Wellicht zal dit velen van ons doen verbazen, maar toch doen jij en ik elke dag hetzelfde. Zo verrichten wij het gebed, het vasten en overige daden van aanbidding, maar desondanks slagen wij er niet in onze tongen in bedwang te houden en maken wij ons schuldig aan roddel en achterklap. Hierdoor worden onze goede daden van ons saldo afgeschreven en overgemaakt op de rekening van degenen die wij hebben gelasterd.
De Boodschapper van Allah (vrede zij met hem) zei: “En het enige wat de mensen met hun gezichten in het Vuur doet werpen zijn de verdiensten van hun tongen.” (at-Tirmidhi)
Verder zei de Profeet (vrede zij met hem): “Hij die mij garandeert dat hij zijn mond en zijn geslachtsdeel in bedwang houdt, garandeer ik het Paradijs.”
(al-Boechari)
Zelfs voor een wenk met slechte bedoelingen worden wij door Allah afgerekend, laat staan kwaadsprekerij. Allah zegt (interpretatie van de betekenis):
“Wee iedere lastermond en eenieder die wenkt.” (Soerat al-Hoemazah: 1)
Ook zei de Profeet (vrede zij met hem): “Een lastermond zal het Paradijs niet binnentreden.” (al-Boechari)

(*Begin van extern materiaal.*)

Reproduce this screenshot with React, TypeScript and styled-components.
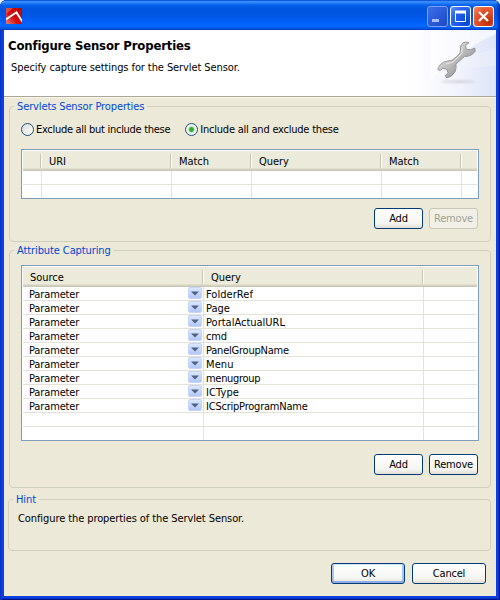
import React from "react";
import styled, { createGlobalStyle, css } from "styled-components";

const Global = createGlobalStyle`
  * { box-sizing: border-box; }
  html, body { margin: 0; background: #e4edf8; }
  body { font: 11px/14px "DejaVu Sans Condensed", "DejaVu Sans", Tahoma, sans-serif; font-stretch: condensed; color: #000; }
`;

const Window = styled.div`
  width: 500px; height: 600px; padding: 0 4px 4px;
  display: flex; flex-direction: column;
  border-radius: 7px 7px 0 0; overflow: hidden;
  background: #0a3fe0;
  box-shadow: inset 1px 0 #0831c8, inset 2px 0 #0a40d8, inset -1px 0 #00138c, inset -2px 0 #0831c8, inset 0 -1px #00138c, inset 0 -2px #0531c0;
`;
const TitleBar = styled.div`
  height: 30px; flex: none; margin: 0 -4px; padding: 6px 6px 0;
  display: flex; align-items: flex-start; gap: 2px;
  background: linear-gradient(#0058e6 0, #3c92ff 5%, #2a84fa 9%, #0560ea 18%, #0054df 30%, #0055e3 50%, #005df5 68%, #0266fe 82%, #0166fb 88%, #0055e0 96%, #0042c8 100%);
  box-shadow: inset -2px 0 2px #0030a8;
`;
const LogoSlot = styled.div`flex: 1; padding-top: 2px; svg { display: block; }`;
const Caption = styled.div<{ $close?: boolean; $dim?: boolean }>`
  width: 21px; height: 21px; border-radius: 3px;
  border: 1px solid ${p => (p.$dim ? "#7f9ff0" : "#fff")};
  background: ${p => p.$close
    ? "radial-gradient(circle at 75% 80%, #c03008, #e4552d 60%, #f09070)"
    : p.$dim ? "linear-gradient(135deg, #3d6de8, #1a49c4)" : "radial-gradient(circle at 80% 80%, #0546d8, #2864f0 65%, #6a94fa)"};
  svg { display: block; }
`;
const Header = styled.div`
  height: 67px; flex: none; padding: 8px 0 0 4px; display: flex;
  background: linear-gradient(90deg, #fff 82%, #f2f4fd 92%, #dde4f7 100%);
  border-bottom: 1px solid #aaa797;
`;
const Heading = styled.div`flex: 1;`;
const Title = styled.div`font-size: 13px; line-height: 15px; font-weight: bold; letter-spacing: -0.16px; white-space: nowrap;`;
const Line = styled.div`margin: 8px 0 0 3px; letter-spacing: -0.09px; white-space: nowrap;`;
const Wrench = styled.svg`width: 66px; height: 66px; margin-top: -8px; flex: none;`;

const Body = styled.div`
  flex: 1; padding: 1px 5px 0; background: #ece9d8; border-top: 1px solid #f8f6ec;
  display: flex; flex-direction: column;
`;
const Group = styled.fieldset<{ $h: number; $gap?: number; $out?: number }>`
  flex: none; height: ${p => p.$h}px; min-width: 0; padding: 0 11px;
  margin: 0 0 ${p => p.$gap ?? 0}px -${p => p.$out ?? 0}px;
  border: 1px solid #d0d0bf; border-radius: 4px;
`;
const Legend = styled.legend<{ $s?: number }>`
  height: 14px; line-height: 16px; margin-left: -7px; padding: 0 3px; color: #0046d5; letter-spacing: ${p => p.$s ?? -0.1}px;
`;
const Radios = styled.div`display: flex; height: 36px; padding-top: 9px; gap: 15px;`;
const RadioLabel = styled.div<{ $s?: number }>`
  display: flex; align-items: center; height: 15px; gap: 2px; letter-spacing: ${p => p.$s ?? -0.22}px; white-space: nowrap;
`;
const Dot = styled.span<{ $on?: boolean }>`
  width: 13px; height: 13px; border-radius: 50%; border: 1px solid #1c5180;
  background: ${p => (p.$on ? "radial-gradient(circle, #21a121 0, #3bb83b 2px, #dfe9dc 3.2px, #f6f6f2 5px)" : "linear-gradient(135deg, #dcdcd7, #fff)")};
`;

const tracks = css<{ $cols: string }>`display: grid; grid-template-columns: ${p => p.$cols};`;
const Table = styled.div<{ $h: number; $top?: number }>`
  height: ${p => p.$h}px; margin-top: ${p => p.$top ?? 0}px; border: 1px solid #7f9db9; background: #fff; padding: 1px;
  overflow: hidden; display: flex; flex-direction: column;
`;
const HeadRow = styled.div<{ $cols: string }>`
  ${tracks} height: 20px; flex: none; background: #ebeadb;
  box-shadow: inset 0 -1px #cbc7b8, inset 0 -2px #d6d2c2, inset 0 -3px #e2decd;
`;
const HeadCell = styled.div<{ $last?: boolean }>`
  height: 14px; margin: 3px 1px 0 0; padding-left: 7px; line-height: 15px; letter-spacing: -0.05px;
  border-right: ${p => (p.$last ? "0" : "1px solid #c7c5b2")};
  box-shadow: ${p => (p.$last ? "none" : "1px 0 #fff")};
`;
const Row = styled.div<{ $cols: string }>`${tracks} height: 14px; flex: none; border-bottom: 1px solid #e5e3d8;`;
const Cell = styled.div<{ $s?: number }>`
  display: flex; justify-content: space-between; height: 13px; line-height: 15px; padding-left: 2px;
  border-right: 1px solid #e5e3d8; white-space: nowrap; letter-spacing: ${p => p.$s ?? -0.22}px;
  &:first-child { padding-left: 6px; }
  &:last-child { border-right: 0; }
`;
const Drop = styled.span`
  width: 14px; height: 12px; margin-right: 1px; border-radius: 2px; border: 1px solid #c3d3fb;
  background: linear-gradient(#dbe6ff, #b4c8f6); display: flex; align-items: center; justify-content: center;
`;
const Buttons = styled.div<{ $top: number; $gap?: number; $right?: number }>`
  display: flex; justify-content: flex-end; gap: ${p => p.$gap ?? 6}px; padding: ${p => p.$top}px ${p => p.$right ?? 1}px 0 0;
`;
const Button = styled.button<{ $w?: number; $primary?: boolean }>`
  width: ${p => p.$w ?? 49}px; height: 21px; padding: 0; border: 1px solid #003c74; border-radius: 3px;
  font: inherit; letter-spacing: -0.2px; line-height: 19px; color: #000;
  background: linear-gradient(#fff, #f5f5f1 75%, #e3dfd3);
  box-shadow: ${p => (p.$primary ? "inset 0 1px #cee7ff, inset 0 -2px #8fabe8, inset 2px 0 #a9c5f5, inset -2px 0 #a9c5f5" : "none")};
  &:disabled { color: #a1a192; border-color: #c9c7ba; background: #f2f0e6; }
`;
const Hint = styled.div`margin: 6px 0 0 -2px; letter-spacing: -0.09px; white-space: nowrap;`;

const COLS_A = "19px 130px 80px 130px 80px 1fr";
const COLS_B = "181px 220px 1fr";
const attrs: { name: string; spacing?: number }[] = [
  { name: "FolderRef", spacing: 0.05 },
  { name: "Page", spacing: 0 },
  { name: "PortalActualURL", spacing: 0 },
  { name: "cmd" },
  { name: "PanelGroupName" },
  { name: "Menu", spacing: 0.1 },
  { name: "menugroup", spacing: -0.3 },
  { name: "ICType", spacing: 0.1 },
  { name: "ICScripProgramName" },
];

const Logo = () => (
  <svg width="16" height="16" viewBox="0 0 16 16">
    <defs>
      <linearGradient id="red" x1="0" y1="1" x2="1" y2="0">
        <stop offset="0" stopColor="#e88880" /><stop offset=".4" stopColor="#d3100f" /><stop offset="1" stopColor="#b90000" />
      </linearGradient>
    </defs>
    <rect width="16" height="16" rx="1" fill="url(#red)" />
    <path d="M0 0H7L0 6Z" fill="#ef9a94" opacity=".45" />
    <path d="M0 10.3 10.8 3 16 11.5V14.5L10 5.8 0 12.5Z" fill="#fff" />
  </svg>
);

export default function App() {
  return (
    <>
      <Global />
      <Window>
        <TitleBar>
          <LogoSlot><Logo /></LogoSlot>
          <Caption $dim><svg width="19" height="19"><path d="M4 13.5h7" stroke="#a9bdf2" strokeWidth="3" /></svg></Caption>
          <Caption><svg width="19" height="19"><path d="M4.5 4v10.5h10V4" fill="none" stroke="#fff" /><path d="M4 5h11" stroke="#fff" strokeWidth="3" /></svg></Caption>
          <Caption $close><svg width="19" height="19"><path d="m5 5 9 9m0-9-9 9" stroke="#fff" strokeWidth="2.2" /></svg></Caption>
        </TitleBar>
        <Header>
          <Heading>
            <Title>Configure Sensor Properties</Title>
            <Line>Specify capture settings for the Servlet Sensor.</Line>
          </Heading>
          <Wrench viewBox="0 0 198 198">
            <defs>
              <linearGradient id="steel" x1="0" y1="0" x2="1" y2="1">
                <stop offset=".35" stopColor="#cfcfcf" /><stop offset=".65" stopColor="#a4a4a6" />
              </linearGradient>
              <linearGradient id="beam" x1="0" y1="0" x2="1" y2="0">
                <stop offset="0" stopColor="#fff" stopOpacity=".2" /><stop offset="1" stopColor="#fff" stopOpacity=".6" />
              </linearGradient>
              <filter id="soft" x="-20%" y="-100%" width="140%" height="300%"><feGaussianBlur stdDeviation="3" /></filter>
            </defs>
            <path d="M0 0H198V12Q130 40 80 85L0 150Z" fill="#fff" opacity=".6" />
            <path d="M198 55Q120 75 60 110L60 125Q130 110 198 108Z" fill="url(#beam)" opacity=".4" />
            <ellipse cx="85" cy="155" rx="52" ry="4" fill="#b9b9c0" opacity=".55" filter="url(#soft)" />
            <path d="M99 38Q88 48 91 62Q92 68 84 76L66 91Q56 92 44 95Q30 99 23 118L30 122 38 115 50 118 54 128 46 138 50 144Q66 142 76 124Q80 112 78 102L104 79Q124 81 136 63L134 54 122 59 109 58 107 47 117 38Q108 34 99 38Z" fill="url(#steel)" stroke="#7b7b7e" strokeWidth="2" />
            <path d="M48 102 69 96 96 70V52" fill="none" stroke="#ececec" strokeWidth="3" />
          </Wrench>
        </Header>
        <Body>
          <Group $h={143} $gap={1}>
            <Legend $s={-0.12}>Servlets Sensor Properties</Legend>
            <Radios>
              <RadioLabel $s={-0.29}><Dot />Exclude all but include these</RadioLabel>
              <RadioLabel><Dot $on />Include all and exclude these</RadioLabel>
            </Radios>
            <Table $h={50}>
              <HeadRow $cols={COLS_A}>
                <HeadCell /><HeadCell>URI</HeadCell><HeadCell>Match</HeadCell><HeadCell>Query</HeadCell><HeadCell>Match</HeadCell><HeadCell $last />
              </HeadRow>
              {[0, 1].map(i => (
                <Row key={i} $cols={COLS_A}><Cell /><Cell /><Cell /><Cell /><Cell /><Cell /></Row>
              ))}
            </Table>
            <Buttons $top={9}><Button>Add</Button><Button disabled>Remove</Button></Buttons>
          </Group>
          <Group $h={245} $gap={4}>
            <Legend>Attribute Capturing</Legend>
            <Table $h={176} $top={8}>
              <HeadRow $cols={COLS_B}><HeadCell>Source</HeadCell><HeadCell>Query</HeadCell><HeadCell $last /></HeadRow>
              {attrs.map(a => (
                <Row key={a.name} $cols={COLS_B}>
                  <Cell $s={-0.13}>Parameter<Drop><svg width="8" height="5"><path d="M0 .5h8L4 4.5Z" fill="#4d6185" /></svg></Drop></Cell>
                  <Cell $s={a.spacing}>{a.name}</Cell><Cell />
                </Row>
              ))}
              {[0, 1].map(i => <Row key={i} $cols={COLS_B}><Cell /><Cell /><Cell /></Row>)}
            </Table>
            <Buttons $top={13}><Button>Add</Button><Button>Remove</Button></Buttons>
          </Group>
          <Group $h={59} $out={1}>
            <Legend>Hint</Legend>
            <Hint>Configure the properties of the Servlet Sensor.</Hint>
          </Group>
          <Buttons $top={12} $gap={7} $right={5}><Button $w={74} $primary>OK</Button><Button $w={74}>Cancel</Button></Buttons>
        </Body>
      </Window>
    </>
  );
}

Mijn beste broeder en zuster, mijn tong en de jouwe doen ons afstevenen op het Hellevuur, terwijl wij juist onze best zouden moeten doen om onze tongen zodanig te gebruiken dat wij het Paradijs zullen binnentreden. De Profeet (vrede zij met hem) zei: “Waarlijk, de dienaar kan onopgemerkt een woord naar Allah’s Welbehagen uitspreken waardoor Allah hem in rang doet stijgen. En de dienaar kan onopgemerkt een woord naar Allah’s Woede uitspreken waardoor hij in het Vuur zakt.” (al-Boechari)

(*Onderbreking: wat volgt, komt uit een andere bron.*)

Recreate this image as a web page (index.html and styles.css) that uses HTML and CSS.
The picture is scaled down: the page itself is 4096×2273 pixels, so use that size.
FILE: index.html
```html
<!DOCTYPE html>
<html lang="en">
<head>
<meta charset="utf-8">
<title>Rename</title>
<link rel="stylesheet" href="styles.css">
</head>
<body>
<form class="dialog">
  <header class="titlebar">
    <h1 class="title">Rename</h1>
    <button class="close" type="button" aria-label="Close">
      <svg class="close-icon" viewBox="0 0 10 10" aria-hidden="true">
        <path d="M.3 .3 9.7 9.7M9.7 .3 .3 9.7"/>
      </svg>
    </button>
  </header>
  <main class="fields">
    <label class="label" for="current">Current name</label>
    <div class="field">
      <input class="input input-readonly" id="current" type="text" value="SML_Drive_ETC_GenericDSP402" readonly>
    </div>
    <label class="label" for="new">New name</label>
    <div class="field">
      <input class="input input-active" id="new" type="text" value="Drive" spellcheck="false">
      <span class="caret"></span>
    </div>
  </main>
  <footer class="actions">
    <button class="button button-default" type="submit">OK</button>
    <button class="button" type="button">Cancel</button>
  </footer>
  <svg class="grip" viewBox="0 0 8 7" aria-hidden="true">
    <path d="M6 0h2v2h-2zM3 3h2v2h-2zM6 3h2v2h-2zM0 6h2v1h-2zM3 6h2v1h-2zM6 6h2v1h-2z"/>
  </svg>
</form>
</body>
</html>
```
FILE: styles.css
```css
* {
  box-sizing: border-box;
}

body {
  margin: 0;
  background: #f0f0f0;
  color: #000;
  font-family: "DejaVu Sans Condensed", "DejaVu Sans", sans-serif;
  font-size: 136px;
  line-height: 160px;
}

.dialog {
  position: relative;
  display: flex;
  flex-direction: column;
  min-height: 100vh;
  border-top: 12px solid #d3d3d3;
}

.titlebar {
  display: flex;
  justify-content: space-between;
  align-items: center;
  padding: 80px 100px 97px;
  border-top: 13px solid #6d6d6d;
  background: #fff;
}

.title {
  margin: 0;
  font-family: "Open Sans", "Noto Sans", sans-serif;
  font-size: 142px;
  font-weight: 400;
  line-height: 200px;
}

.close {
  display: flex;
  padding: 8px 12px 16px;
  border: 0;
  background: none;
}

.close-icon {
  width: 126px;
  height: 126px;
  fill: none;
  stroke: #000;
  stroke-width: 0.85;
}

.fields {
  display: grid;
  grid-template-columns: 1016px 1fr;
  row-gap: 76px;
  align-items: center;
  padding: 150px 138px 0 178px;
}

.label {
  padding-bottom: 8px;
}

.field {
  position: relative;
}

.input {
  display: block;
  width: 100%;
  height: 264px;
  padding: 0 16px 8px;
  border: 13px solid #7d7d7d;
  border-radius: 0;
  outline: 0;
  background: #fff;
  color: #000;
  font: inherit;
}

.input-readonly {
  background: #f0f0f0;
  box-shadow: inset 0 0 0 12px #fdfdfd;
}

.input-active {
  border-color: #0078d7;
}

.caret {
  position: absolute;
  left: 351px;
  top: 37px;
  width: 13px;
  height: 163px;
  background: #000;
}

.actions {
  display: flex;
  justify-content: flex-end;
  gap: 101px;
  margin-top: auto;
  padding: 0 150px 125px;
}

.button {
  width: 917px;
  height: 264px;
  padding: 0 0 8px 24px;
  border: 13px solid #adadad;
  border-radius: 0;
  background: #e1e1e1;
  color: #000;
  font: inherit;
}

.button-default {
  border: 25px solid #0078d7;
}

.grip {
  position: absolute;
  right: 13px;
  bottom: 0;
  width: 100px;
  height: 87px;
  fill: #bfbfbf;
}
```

Mijn beste broeder en zuster, waarom staan wij niet stil bij dit gevaarlijke orgaan dat ons rood doet staan op de bank van goede daden. Dit omdat wij deze tongen onbeperkte volmacht hebben verleend over onze rekening. Laten wij deze onbeperkte volmacht verruilen voor een specifieke volmacht die slechts recht geeft op goedspreken of stilzwijgen.